## Begin Recorded information

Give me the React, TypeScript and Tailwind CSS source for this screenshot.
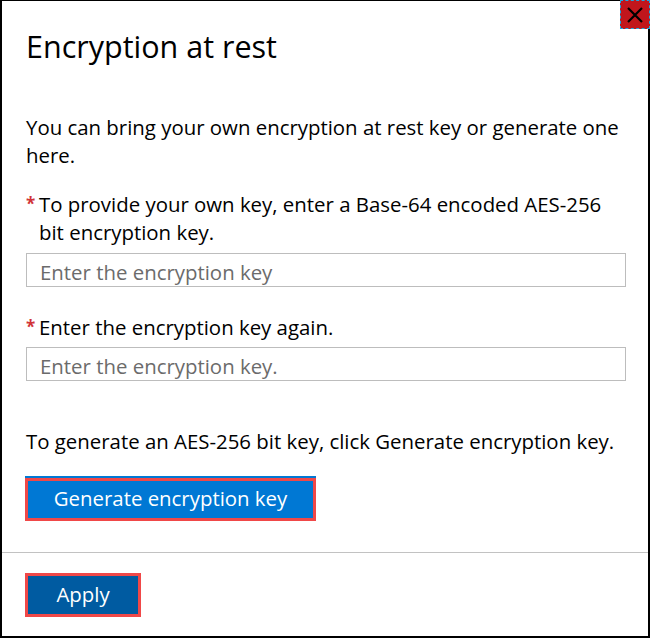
import React from "react";

const CloseIcon = () => (
  <svg width="18" height="18" viewBox="0 0 18 18" fill="none">
    <path d="M2 2 L16 16 M16 2 L2 16" stroke="#000" strokeWidth="2.2" />
  </svg>
);

const Required = () => (
  <span className="w-[13px] shrink-0 text-[#d13438] text-[17px] font-bold leading-[28px]">*</span>
);

const App = () => {
  return (
    <div className="relative w-[650px] h-[638px] bg-white border-t border-l-2 border-r-2 border-b-2 border-black flex flex-col font-['Open_Sans',sans-serif] text-black">
      <button className="absolute top-[-1px] right-[-2px] w-[30px] h-[29px] bg-[#c1161c] border border-dashed border-[#1ea7e1] flex items-center justify-center">
        <CloseIcon />
      </button>

      <div className="pl-[24px] pr-[22px] pt-[25px] flex flex-col">
        <h1 className="text-[30.5px] leading-[40px] font-medium">Encryption at rest</h1>

        <p className="mt-[47px] text-[20.4px] leading-[28px]">
          <span className="whitespace-nowrap">You can bring your own encryption at rest key or generate one</span>
          <br />
          here.
        </p>

        <div className="mt-[21px] flex text-[20.4px] leading-[28px]">
          <Required />
          <span>
            <span className="whitespace-nowrap">To provide your own key, enter a Base-64 encoded AES-256</span>
            <br />
            bit encryption key.
          </span>
        </div>
        <input
          className="mt-[7px] h-[34px] border border-[#bdbdbd] pl-[13px] pt-[3px] text-[20.4px] placeholder:text-[#6b6b6b] outline-none"
          placeholder="Enter the encryption key"
        />

        <div className="mt-[26px] flex text-[20.4px] leading-[28px]">
          <Required />
          <span>Enter the encryption key again.</span>
        </div>
        <input
          className="mt-[6px] h-[34px] border border-[#bdbdbd] pl-[13px] pt-[3px] text-[20.4px] placeholder:text-[#6b6b6b] outline-none"
          placeholder="Enter the encryption key."
        />

        <p className="mt-[46px] text-[20.4px] leading-[28px] whitespace-nowrap">
          To generate an AES-256 bit key, click Generate encryption key.
        </p>

        <button className="mt-[23px] ml-[-1px] w-[291px] h-[43px] pb-[3px] bg-[#0078d4] border-[3px] border-[#f04848] shadow-[0_-2px_0_#0078d4] text-white text-[20.4px] leading-[28px]">
          Generate encryption key
        </button>
      </div>

      <div className="mt-[31px] border-t border-[#c2c2c2] pl-[23px] pt-[20px]">
        <button className="w-[116px] h-[44px] pb-[2px] bg-[#005ba1] border-[3px] border-[#f04848] text-white text-[20.4px] leading-[28px]">
          Apply
        </button>
      </div>
    </div>
  );
};

export default App;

## End Recorded information

◆ **Exercise prompt**:
Without the images, write out each line of the data verbatim.

◆ **Finished task**:
Give me the React, TypeScript and Tailwind CSS source for this screenshot.
import React from "react";

const CloseIcon = () => (
  <svg width="18" height="18" viewBox="0 0 18 18" fill="none">
    <path d="M2 2 L16 16 M16 2 L2 16" stroke="#000" strokeWidth="2.2" />
  </svg>
);

const Required = () => (
  <span className="w-[13px] shrink-0 text-[#d13438] text-[17px] font-bold leading-[28px]">*</span>
);

const App = () => {
  return (
    <div className="relative w-[650px] h-[638px] bg-white border-t border-l-2 border-r-2 border-b-2 border-black flex flex-col font-['Open_Sans',sans-serif] text-black">
      <button className="absolute top-[-1px] right-[-2px] w-[30px] h-[29px] bg-[#c1161c] border border-dashed border-[#1ea7e1] flex items-center justify-center">
        <CloseIcon />
      </button>

      <div className="pl-[24px] pr-[22px] pt-[25px] flex flex-col">
        <h1 className="text-[30.5px] leading-[40px] font-medium">Encryption at rest</h1>

        <p className="mt-[47px] text-[20.4px] leading-[28px]">
          <span className="whitespace-nowrap">You can bring your own encryption at rest key or generate one</span>
          <br />
          here.
        </p>

        <div className="mt-[21px] flex text-[20.4px] leading-[28px]">
          <Required />
          <span>
            <span className="whitespace-nowrap">To provide your own key, enter a Base-64 encoded AES-256</span>
            <br />
            bit encryption key.
          </span>
        </div>
        <input
          className="mt-[7px] h-[34px] border border-[#bdbdbd] pl-[13px] pt-[3px] text-[20.4px] placeholder:text-[#6b6b6b] outline-none"
          placeholder="Enter the encryption key"
        />

        <div className="mt-[26px] flex text-[20.4px] leading-[28px]">
          <Required />
          <span>Enter the encryption key again.</span>
        </div>
        <input
          className="mt-[6px] h-[34px] border border-[#bdbdbd] pl-[13px] pt-[3px] text-[20.4px] placeholder:text-[#6b6b6b] outline-none"
          placeholder="Enter the encryption key."
        />

        <p className="mt-[46px] text-[20.4px] leading-[28px] whitespace-nowrap">
          To generate an AES-256 bit key, click Generate encryption key.
        </p>

        <button className="mt-[23px] ml-[-1px] w-[291px] h-[43px] pb-[3px] bg-[#0078d4] border-[3px] border-[#f04848] shadow-[0_-2px_0_#0078d4] text-white text-[20.4px] leading-[28px]">
          Generate encryption key
        </button>
      </div>

      <div className="mt-[31px] border-t border-[#c2c2c2] pl-[23px] pt-[20px]">
        <button className="w-[116px] h-[44px] pb-[2px] bg-[#005ba1] border-[3px] border-[#f04848] text-white text-[20.4px] leading-[28px]">
          Apply
        </button>
      </div>
    </div>
  );
};

export default App;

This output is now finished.